When Dimensional Weight Will Affect Your Shipping Costs: Triggers and Timing

Dimensional Weight (DIM Weight)

Updated November 7, 2025

William Carlin

Definition

Dimensional Weight affects shipping costs when package volume results in a higher DIM weight than actual mass, during peak seasons, contract changes, or mode selection — critical at quoting, packing, and billing stages.

Overview

When does Dimensional Weight (DIM Weight) come into play?


DIM Weight affects shipping costs at specific trigger points in the shipping lifecycle: when a package’s volume outstrips its physical weight, during peak periods when carriers adjust capacity, at contract or service changes, and whenever packaging choices alter cubage. Understanding these moments helps teams predict and mitigate cost impacts.


Primary triggers that cause DIM Weight to apply


  • Package volume exceeds actual weight: The most immediate trigger — if DIM Weight calculation yields a higher value than the scale-measured weight, carriers bill based on DIM Weight.
  • Service type selection: Express air and certain premium services often use more conservative DIM divisors, making DIM more likely to apply.
  • Mode and lane changes: Switching from ground to air, domestic to international, or choosing a different carrier with a lower DIM divisor can suddenly increase billed weight.
  • Contract renewals and negotiated rate adjustments: When carrier agreements are renegotiated, concessions around DIM divisors or flat-rate programs can change exposure to DIM charges.


Timing in the shipping process where DIM matters


  1. Product and packaging design phase: Early design decisions influence final package cube. Designing with transport efficiency reduces the likelihood that DIM will apply.
  2. Pre-shipment quoting and checkout: Accurate DIM calculations at rate-quote time prevent undercharging customers and avoid margin erosion.
  3. Packing and manifesting: DIM should be computed at packing to select the right box size and generate accurate label weights to avoid carrier re-measures.
  4. Carrier acceptance and transit: Carriers may re-measure and adjust billed weight at their facilities; discrepancies often surface here.
  5. Invoice reconciliation: DIM-related adjustments can appear on post-shipment invoices; regular audits catch and dispute incorrect charges.
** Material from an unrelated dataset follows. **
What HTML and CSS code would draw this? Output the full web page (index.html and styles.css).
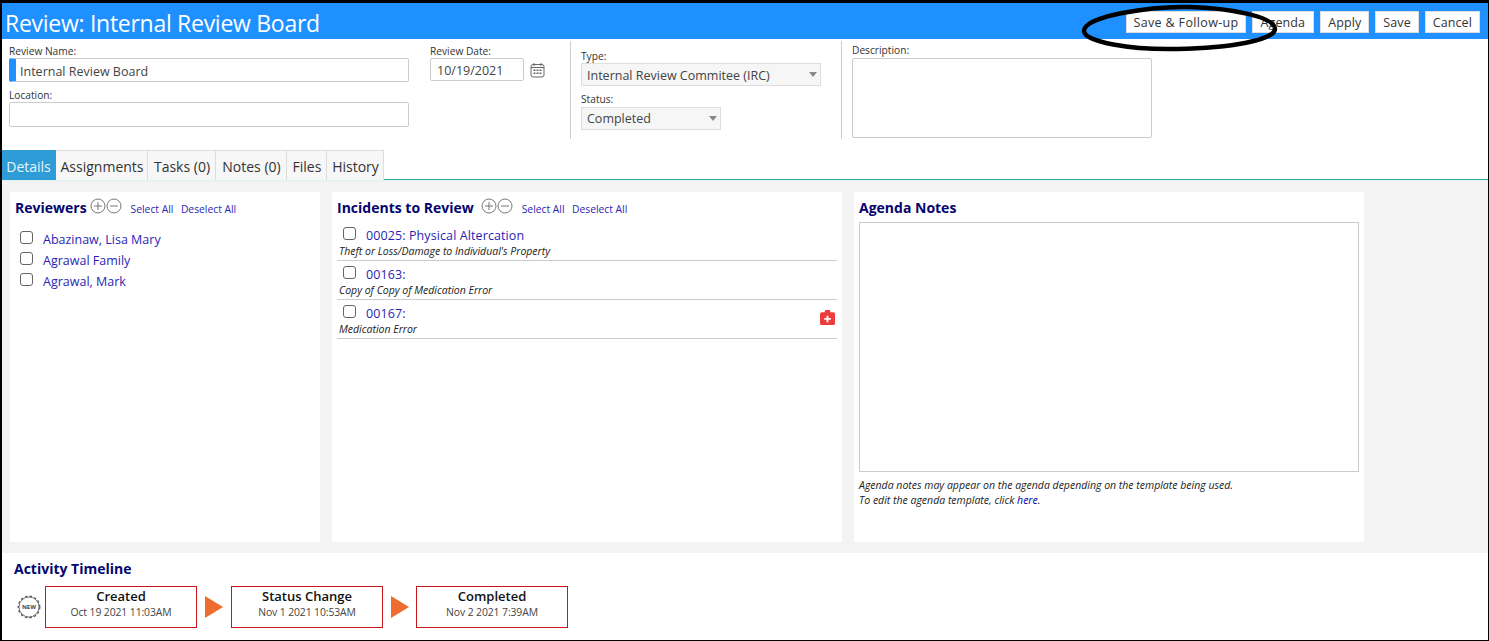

Seasonal and external timing factors


  • Peak seasons (holidays, sales): During high volumes, carriers tighten capacity and may apply more stringent DIM practices or temporary rate changes that increase DIM exposure.
  • Fuel and capacity constraints: Market-driven capacity shortages can indirectly influence DIM application as carriers seek to maximize revenue per cubic foot.
  • Regulatory or tariff changes: Border regulations and new tariffs can change lane economics, making DIM considerations more relevant in some trade lanes.


Operational examples: when costs change


  • A clothing brand launches a holiday promotion and switches to expedited air options for faster delivery; DIM divisors for express service cause previously minor shipments to be billed on DIM Weight, increasing per-unit shipping costs.
  • A seller redesigns packaging to reduce void space; the timing of that change (before or after peak season) materially affects its observed DIM savings.
  • A distributor renegotiates a carrier contract and secures a more favorable DIM divisor, lowering billed weights effective at contract start.


When to audit and monitor DIM impact


  • After contracting changes: Recalculate expected billed weights under new divisors.
  • Monthly or quarterly billing reviews: Reconcile invoices to manifests and report DIM-related discrepancies.
  • Following packing process changes: If pack station practices or box suppliers change, validate that DIM outcomes align with expectations.


When DIM is less relevant


There are scenarios where DIM is unlikely to affect costs:

  • Packages that are dense and heavy relative to their cube — billed on actual weight.
  • Flat-rate programs or carrier-supplied packaging where rates are set by size tiers rather than computed DIM.
  • Some negotiated freight contracts for containerized or full-truckload shipments where pricing is volume-based at a higher aggregation level rather than per-package DIM calculations.


Decision points influenced by timing


  • Mode selection: Choose ground for bulky, light goods where DIM would otherwise spike air freight costs.
  • Consolidation timing: Combine small packages into denser palletized loads to lower per-unit DIM exposure.
  • Packaging schedule: Implement right-sizing initiatives ahead of peak seasons to achieve savings when capacity is most constrained.


Mitigation tactics tied to timing


  • Run DIM impact simulations before major promotions to set correct shipping fees or absorb costs strategically.
  • Schedule packaging redesigns or supplier changes in non-peak periods to validate results without service pressure.
  • Audit carrier invoices promptly after shipments to catch re-measurements while evidence is fresh.


Conclusion



DIM Weight matters at multiple times: during design, quoting, packing, transit, and billing. Key triggers include when package cube exceeds mass, mode or service changes, and seasonal or contract shifts. Proactive timing — right-sizing packaging before peak seasons, integrating DIM checks at packing, and auditing invoices after shipment — turns DIM from a surprise cost into a managed variable in your logistics strategy.